Lentamente, ampi strati dell’opinione pubblica hanno messo a fuoco il problema: la valle di Susa non contesta soltanto l’inevitabile devastazione territoriale che la Torino-Lione comporterebbe, ma anche il folle onere finanziario (20 miliardi di euro, a carico delle future generazioni italiane) e la comprovata inutilità della maxi-ferrovia, come dimostrano le lucide analisi di trasportisti come Marco Ponti del Politecnico di Milano, riprese dai 150 docenti universitari di tutta Italia nella lettera recentemente indirizzata al presidente della Repubblica, Giorgio Napolitano. Voci sempre più insistenti, che si sono aggiunte a quelle dell’ex ministro Paolo Ferrero, di Rifondazione comunista, da sempre accanto ai No-Tav.

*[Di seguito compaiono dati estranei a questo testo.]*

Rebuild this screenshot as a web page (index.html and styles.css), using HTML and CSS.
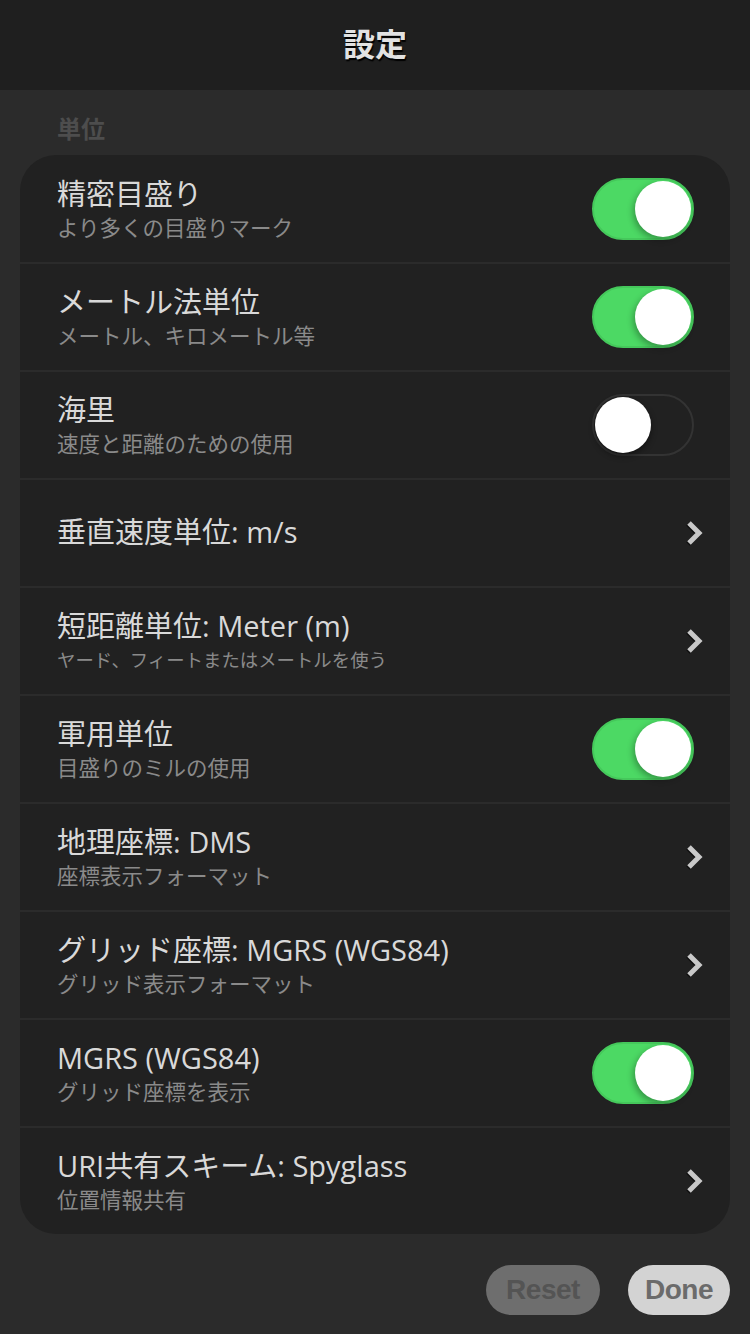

E persino l’ex collega Nichi Vendola, leader di Sel preoccupato dell’alleanza col Pd, dopo la violenta repressione delle proteste in valle di Susa si è deciso a mettere in discussione la Torino-Lione e il metodo col quale si cerca di imporla.

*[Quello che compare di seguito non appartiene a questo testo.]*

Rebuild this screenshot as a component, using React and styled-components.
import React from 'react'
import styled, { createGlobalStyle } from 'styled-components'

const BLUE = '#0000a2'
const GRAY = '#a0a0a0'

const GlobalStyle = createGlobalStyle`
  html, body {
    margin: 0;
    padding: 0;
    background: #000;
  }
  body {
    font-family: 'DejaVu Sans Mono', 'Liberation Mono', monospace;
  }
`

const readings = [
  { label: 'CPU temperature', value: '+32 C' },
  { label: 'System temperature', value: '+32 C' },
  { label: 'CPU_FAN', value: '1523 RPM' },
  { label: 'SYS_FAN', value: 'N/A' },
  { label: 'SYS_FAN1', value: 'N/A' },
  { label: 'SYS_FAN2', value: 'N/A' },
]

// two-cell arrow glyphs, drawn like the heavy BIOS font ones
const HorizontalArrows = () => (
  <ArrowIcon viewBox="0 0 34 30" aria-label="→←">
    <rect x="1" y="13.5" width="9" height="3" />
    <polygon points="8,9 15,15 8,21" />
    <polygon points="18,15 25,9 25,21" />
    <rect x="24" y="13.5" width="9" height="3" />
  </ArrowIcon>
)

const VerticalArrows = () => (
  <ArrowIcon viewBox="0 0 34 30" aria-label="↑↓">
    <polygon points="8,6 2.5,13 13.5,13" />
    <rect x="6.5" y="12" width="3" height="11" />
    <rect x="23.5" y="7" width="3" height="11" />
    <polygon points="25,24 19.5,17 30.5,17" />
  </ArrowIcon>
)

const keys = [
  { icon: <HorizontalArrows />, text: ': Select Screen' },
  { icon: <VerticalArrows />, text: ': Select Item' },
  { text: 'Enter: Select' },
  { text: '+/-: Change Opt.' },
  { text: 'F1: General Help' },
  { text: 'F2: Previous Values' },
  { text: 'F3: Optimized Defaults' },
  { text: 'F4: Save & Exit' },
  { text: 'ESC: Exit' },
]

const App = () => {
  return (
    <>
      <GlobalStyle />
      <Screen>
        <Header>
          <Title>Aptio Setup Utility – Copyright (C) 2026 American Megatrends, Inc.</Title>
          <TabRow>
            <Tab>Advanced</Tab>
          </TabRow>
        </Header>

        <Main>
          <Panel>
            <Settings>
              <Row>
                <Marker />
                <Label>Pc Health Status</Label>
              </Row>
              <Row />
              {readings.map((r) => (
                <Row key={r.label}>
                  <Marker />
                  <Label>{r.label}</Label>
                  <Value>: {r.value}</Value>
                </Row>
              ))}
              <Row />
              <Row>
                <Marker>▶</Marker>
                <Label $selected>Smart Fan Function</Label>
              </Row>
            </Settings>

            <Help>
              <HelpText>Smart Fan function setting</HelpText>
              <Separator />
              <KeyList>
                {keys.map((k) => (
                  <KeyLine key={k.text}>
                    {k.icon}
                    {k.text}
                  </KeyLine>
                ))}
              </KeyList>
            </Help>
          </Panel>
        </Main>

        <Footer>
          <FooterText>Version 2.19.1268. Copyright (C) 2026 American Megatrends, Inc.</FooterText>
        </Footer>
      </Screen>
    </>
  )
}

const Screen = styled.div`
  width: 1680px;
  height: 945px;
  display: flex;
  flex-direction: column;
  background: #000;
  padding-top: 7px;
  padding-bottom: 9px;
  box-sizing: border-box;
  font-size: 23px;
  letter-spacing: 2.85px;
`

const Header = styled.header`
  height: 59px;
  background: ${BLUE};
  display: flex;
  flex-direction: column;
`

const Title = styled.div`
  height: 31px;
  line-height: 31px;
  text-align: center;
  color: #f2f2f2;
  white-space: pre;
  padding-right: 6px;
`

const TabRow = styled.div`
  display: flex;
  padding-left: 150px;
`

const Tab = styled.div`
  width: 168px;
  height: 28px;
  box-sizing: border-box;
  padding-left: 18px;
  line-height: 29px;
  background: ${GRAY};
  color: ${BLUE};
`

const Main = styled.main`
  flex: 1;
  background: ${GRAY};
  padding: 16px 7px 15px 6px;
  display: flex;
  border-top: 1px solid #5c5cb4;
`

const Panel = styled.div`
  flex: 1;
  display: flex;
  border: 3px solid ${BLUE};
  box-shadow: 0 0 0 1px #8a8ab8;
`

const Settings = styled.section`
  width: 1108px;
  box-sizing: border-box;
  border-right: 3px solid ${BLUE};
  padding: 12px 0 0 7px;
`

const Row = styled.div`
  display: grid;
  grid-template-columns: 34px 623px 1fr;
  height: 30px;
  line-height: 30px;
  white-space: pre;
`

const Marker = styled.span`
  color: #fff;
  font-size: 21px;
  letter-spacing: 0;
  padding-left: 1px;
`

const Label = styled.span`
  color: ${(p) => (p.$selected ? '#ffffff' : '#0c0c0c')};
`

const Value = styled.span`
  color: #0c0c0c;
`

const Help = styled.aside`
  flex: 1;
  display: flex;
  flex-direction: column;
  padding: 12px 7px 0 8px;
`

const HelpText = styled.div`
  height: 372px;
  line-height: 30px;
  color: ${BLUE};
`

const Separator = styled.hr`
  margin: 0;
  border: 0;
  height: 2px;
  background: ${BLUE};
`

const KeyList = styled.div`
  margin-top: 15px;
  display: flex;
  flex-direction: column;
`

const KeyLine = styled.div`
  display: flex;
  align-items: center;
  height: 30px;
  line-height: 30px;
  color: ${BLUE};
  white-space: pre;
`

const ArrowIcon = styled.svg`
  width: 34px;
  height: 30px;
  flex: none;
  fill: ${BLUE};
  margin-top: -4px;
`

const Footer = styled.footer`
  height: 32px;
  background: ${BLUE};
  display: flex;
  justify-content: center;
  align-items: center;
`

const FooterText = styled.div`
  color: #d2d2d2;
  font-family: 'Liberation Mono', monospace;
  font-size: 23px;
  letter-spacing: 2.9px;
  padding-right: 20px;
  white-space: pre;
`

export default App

Una grande opera sempre più surreale, nel momento in cui il governo Berlusconi viene sostanzialmente commissariato dall’Europa che impone l’anticipo sui tagli alla spesa pubblica, senza che l’opposizione di Bersani abbia osato avanzare una sola proposta alternativa al “massacro sociale” che incendierà l’autunno 2011. Nonostante ciò, la lobby della Torino-Lione – in testa il sindaco torinese Piero Fassino e il suo predecessore, Sergio Chiamparino – non arretra di un millimetro: lungi dal fornire spiegazioni sulla reale utilità strategica dell’arteria ferroviaria Italia-Francia (tutti gli studi spiegano che l’asse del futuro sarà l’attuale, Genova-Rotterdam), i dirigenti del Pd tentano semplicemente di criminalizzare i valsusini. I quali però non arretrano di un millimetro, come dimostra il coraggioso attivismo del movimento popolare, tra cortei e sfilate di penne nere in congedo, decise a contestare gli alpini della Taurinense schierati accanto agli agenti antisommossa.

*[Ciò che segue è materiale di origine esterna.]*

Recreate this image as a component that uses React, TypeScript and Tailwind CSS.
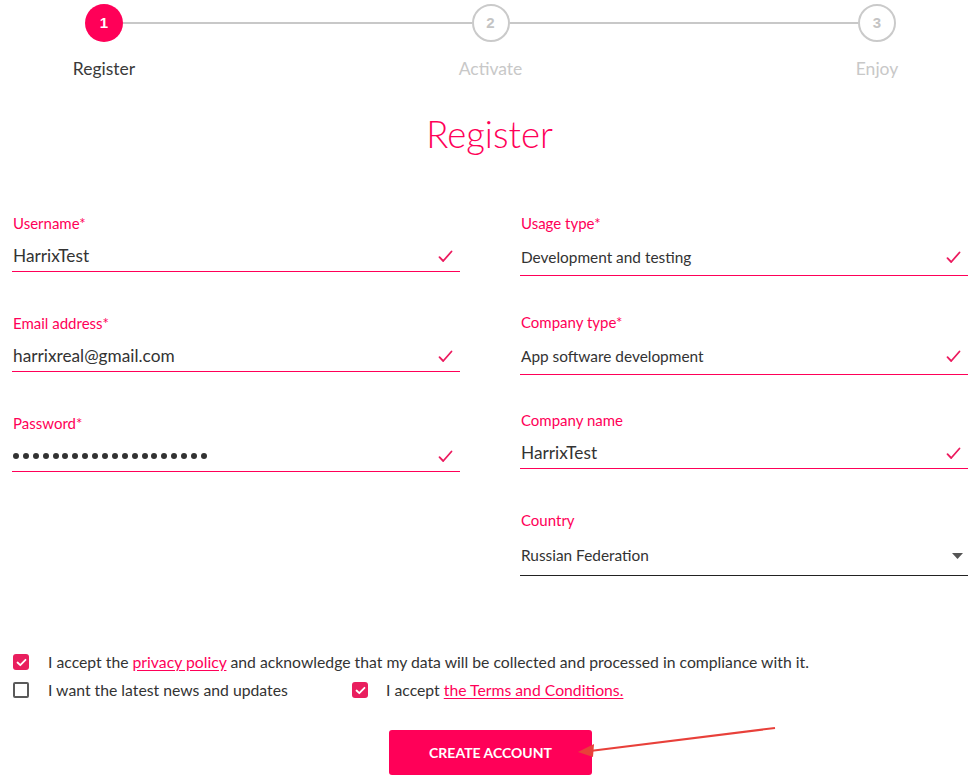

Obiettivo finale: spiegare agli italiani che anche la valle di Susa è un bene comune, come dice il professor Ugo Mattei del comitato referendario per l’acqua pubblica. E’ la stessa linea della Fiom, il sindacato dei metalmeccanici della Cgil, da sempre al fianco dei No-Tav con leader come Giorgio Cremaschi e Giorgio Airaudo, che ora propongono di spostare a Torino l’asse della protesta, riempiendo le piazze di “indignados” per far capire ai torinesi – e al resto dell’Italia – che la lotta popolare contro la Tav non è un riflesso “Nimby”, localistico, ma il risveglio civile di chi ha capito – sperimentandolo sulla propria pelle – che non è di queste grandi opere che abbiamo bisogno, perché è proprio questo “sviluppo” promosso da lobby e banche che oggi mette in croce l’Italia, l’Europa e persino l’America. Se qualcuno sperava di sfinire i valsusini costringendoli alla resa, ha sbagliato tutto: la battaglia contro la Torino-Lione non accenna a spegnersi. E se la crisi, come pare, presenterà a breve il conto peggiore, proprio i No-Tav potranno meglio spiegare il senso della loro lunghissima, tenace resistenza democratica.